EXERCISE GOAL:
Identify the lines containing the word "styles". Copy each one.

DATA SHOWN:
....

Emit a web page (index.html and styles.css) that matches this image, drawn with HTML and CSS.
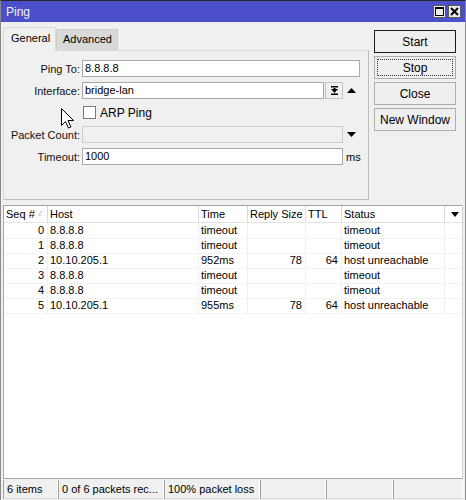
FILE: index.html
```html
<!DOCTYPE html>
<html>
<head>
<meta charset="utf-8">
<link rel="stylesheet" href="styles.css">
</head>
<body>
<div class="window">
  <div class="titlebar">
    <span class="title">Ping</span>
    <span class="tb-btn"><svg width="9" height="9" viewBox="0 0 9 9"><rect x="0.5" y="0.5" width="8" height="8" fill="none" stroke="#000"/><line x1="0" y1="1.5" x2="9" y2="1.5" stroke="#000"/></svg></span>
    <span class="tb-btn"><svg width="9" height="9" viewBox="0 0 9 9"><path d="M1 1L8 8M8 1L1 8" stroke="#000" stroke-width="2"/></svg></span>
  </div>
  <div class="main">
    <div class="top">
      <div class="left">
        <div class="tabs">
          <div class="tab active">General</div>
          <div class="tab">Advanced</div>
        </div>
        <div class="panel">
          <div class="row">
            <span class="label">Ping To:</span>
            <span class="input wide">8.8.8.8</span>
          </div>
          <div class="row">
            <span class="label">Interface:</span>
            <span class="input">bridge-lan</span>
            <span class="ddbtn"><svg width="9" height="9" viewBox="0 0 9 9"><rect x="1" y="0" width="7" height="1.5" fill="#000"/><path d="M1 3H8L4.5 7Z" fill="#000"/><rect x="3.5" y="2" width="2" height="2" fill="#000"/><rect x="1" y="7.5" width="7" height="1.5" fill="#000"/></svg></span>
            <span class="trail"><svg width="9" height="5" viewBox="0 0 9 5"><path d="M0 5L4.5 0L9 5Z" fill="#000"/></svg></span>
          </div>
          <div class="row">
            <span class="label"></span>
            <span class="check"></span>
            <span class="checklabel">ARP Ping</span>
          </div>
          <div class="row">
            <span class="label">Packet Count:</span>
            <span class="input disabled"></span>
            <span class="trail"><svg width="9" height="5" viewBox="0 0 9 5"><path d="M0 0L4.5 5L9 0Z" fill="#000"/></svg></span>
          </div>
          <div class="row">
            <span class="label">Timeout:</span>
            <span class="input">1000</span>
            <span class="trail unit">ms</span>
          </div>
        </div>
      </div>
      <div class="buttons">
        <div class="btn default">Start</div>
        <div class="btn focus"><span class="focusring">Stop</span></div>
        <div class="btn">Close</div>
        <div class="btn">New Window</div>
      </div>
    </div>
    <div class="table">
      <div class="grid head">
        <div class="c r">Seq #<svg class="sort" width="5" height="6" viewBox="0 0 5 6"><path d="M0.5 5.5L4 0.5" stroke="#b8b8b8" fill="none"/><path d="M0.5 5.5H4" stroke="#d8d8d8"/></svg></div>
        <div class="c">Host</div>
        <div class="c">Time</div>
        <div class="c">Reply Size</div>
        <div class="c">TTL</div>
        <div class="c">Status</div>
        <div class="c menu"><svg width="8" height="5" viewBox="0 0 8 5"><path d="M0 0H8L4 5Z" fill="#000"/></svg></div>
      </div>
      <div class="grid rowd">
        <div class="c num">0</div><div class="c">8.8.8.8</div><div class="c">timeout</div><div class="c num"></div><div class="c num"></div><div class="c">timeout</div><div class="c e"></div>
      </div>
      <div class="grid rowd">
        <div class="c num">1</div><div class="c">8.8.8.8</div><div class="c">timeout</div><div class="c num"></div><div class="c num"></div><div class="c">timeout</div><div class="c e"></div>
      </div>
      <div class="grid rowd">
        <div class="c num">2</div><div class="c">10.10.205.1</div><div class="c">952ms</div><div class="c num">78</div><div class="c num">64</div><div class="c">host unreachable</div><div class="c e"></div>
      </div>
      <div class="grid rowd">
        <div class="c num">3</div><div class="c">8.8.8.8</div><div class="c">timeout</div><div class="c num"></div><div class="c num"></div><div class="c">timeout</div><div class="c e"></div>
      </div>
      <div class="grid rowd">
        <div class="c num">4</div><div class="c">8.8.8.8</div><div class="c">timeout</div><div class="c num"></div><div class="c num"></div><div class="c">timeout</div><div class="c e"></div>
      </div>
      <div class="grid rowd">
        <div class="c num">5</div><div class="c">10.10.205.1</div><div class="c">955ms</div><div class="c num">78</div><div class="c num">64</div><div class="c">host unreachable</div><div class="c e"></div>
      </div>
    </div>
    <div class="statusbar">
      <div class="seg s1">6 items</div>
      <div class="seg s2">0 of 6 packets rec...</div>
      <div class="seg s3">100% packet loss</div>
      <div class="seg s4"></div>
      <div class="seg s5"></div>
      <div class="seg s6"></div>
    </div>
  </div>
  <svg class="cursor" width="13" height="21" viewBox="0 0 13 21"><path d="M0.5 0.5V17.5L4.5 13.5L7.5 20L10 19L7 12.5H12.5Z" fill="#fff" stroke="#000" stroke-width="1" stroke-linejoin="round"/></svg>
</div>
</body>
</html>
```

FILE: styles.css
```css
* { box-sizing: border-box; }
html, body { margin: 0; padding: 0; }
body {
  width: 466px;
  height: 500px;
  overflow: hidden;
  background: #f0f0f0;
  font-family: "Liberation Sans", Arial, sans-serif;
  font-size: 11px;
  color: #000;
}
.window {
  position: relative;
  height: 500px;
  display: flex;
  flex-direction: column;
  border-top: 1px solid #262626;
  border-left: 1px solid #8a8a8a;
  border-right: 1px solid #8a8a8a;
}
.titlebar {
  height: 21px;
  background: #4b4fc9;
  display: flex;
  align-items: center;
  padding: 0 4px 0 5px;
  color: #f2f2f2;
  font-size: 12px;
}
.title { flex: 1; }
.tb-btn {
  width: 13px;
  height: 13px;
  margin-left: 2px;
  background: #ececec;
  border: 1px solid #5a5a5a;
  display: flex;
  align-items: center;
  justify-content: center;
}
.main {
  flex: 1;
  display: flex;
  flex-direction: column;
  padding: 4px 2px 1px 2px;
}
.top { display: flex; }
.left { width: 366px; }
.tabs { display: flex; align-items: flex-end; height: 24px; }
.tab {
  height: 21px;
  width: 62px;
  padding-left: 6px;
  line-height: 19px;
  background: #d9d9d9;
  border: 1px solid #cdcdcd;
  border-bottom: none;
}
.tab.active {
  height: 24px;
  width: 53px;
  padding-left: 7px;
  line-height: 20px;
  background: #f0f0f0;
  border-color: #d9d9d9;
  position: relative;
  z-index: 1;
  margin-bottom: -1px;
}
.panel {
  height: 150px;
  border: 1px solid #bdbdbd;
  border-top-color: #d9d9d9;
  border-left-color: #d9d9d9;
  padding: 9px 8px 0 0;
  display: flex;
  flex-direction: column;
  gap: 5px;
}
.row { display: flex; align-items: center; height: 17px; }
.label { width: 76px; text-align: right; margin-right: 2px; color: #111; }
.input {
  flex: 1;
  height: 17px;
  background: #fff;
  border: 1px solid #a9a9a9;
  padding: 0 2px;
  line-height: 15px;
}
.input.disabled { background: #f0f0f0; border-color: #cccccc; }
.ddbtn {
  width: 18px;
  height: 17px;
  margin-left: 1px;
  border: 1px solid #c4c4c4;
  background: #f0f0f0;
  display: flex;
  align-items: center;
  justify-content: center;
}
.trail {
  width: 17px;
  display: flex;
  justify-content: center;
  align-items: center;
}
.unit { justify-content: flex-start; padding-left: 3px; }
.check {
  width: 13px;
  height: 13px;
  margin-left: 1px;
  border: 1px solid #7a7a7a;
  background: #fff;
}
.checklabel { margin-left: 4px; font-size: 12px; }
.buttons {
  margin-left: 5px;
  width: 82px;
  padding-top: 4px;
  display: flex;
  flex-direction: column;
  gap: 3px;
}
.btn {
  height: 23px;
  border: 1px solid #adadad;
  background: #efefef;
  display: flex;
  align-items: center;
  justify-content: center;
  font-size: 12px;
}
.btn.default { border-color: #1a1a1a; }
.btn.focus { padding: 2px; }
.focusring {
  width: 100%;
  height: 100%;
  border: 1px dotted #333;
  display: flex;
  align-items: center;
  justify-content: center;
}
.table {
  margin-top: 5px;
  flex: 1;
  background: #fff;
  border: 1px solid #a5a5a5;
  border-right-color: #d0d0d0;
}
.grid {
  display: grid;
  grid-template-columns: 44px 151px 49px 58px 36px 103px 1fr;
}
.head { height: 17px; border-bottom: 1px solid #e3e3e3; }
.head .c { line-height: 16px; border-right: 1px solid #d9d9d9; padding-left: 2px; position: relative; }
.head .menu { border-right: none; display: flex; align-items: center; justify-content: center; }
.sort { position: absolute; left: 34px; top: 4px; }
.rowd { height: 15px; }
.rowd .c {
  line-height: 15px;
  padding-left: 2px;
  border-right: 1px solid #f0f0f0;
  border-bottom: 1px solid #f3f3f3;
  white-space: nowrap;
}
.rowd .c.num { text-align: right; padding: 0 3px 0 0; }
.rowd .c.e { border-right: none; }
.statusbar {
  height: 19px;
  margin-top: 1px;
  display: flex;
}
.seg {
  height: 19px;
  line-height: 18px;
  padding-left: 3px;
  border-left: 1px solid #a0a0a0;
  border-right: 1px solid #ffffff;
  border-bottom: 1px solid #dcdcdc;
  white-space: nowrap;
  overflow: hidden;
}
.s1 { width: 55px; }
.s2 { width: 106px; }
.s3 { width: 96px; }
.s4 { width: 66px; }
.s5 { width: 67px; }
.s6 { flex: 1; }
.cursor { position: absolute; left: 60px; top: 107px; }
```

....

THE OUTPUT:
Emit a web page (index.html and styles.css) that matches this image, drawn with HTML and CSS.
<link rel="stylesheet" href="styles.css">
FILE: styles.css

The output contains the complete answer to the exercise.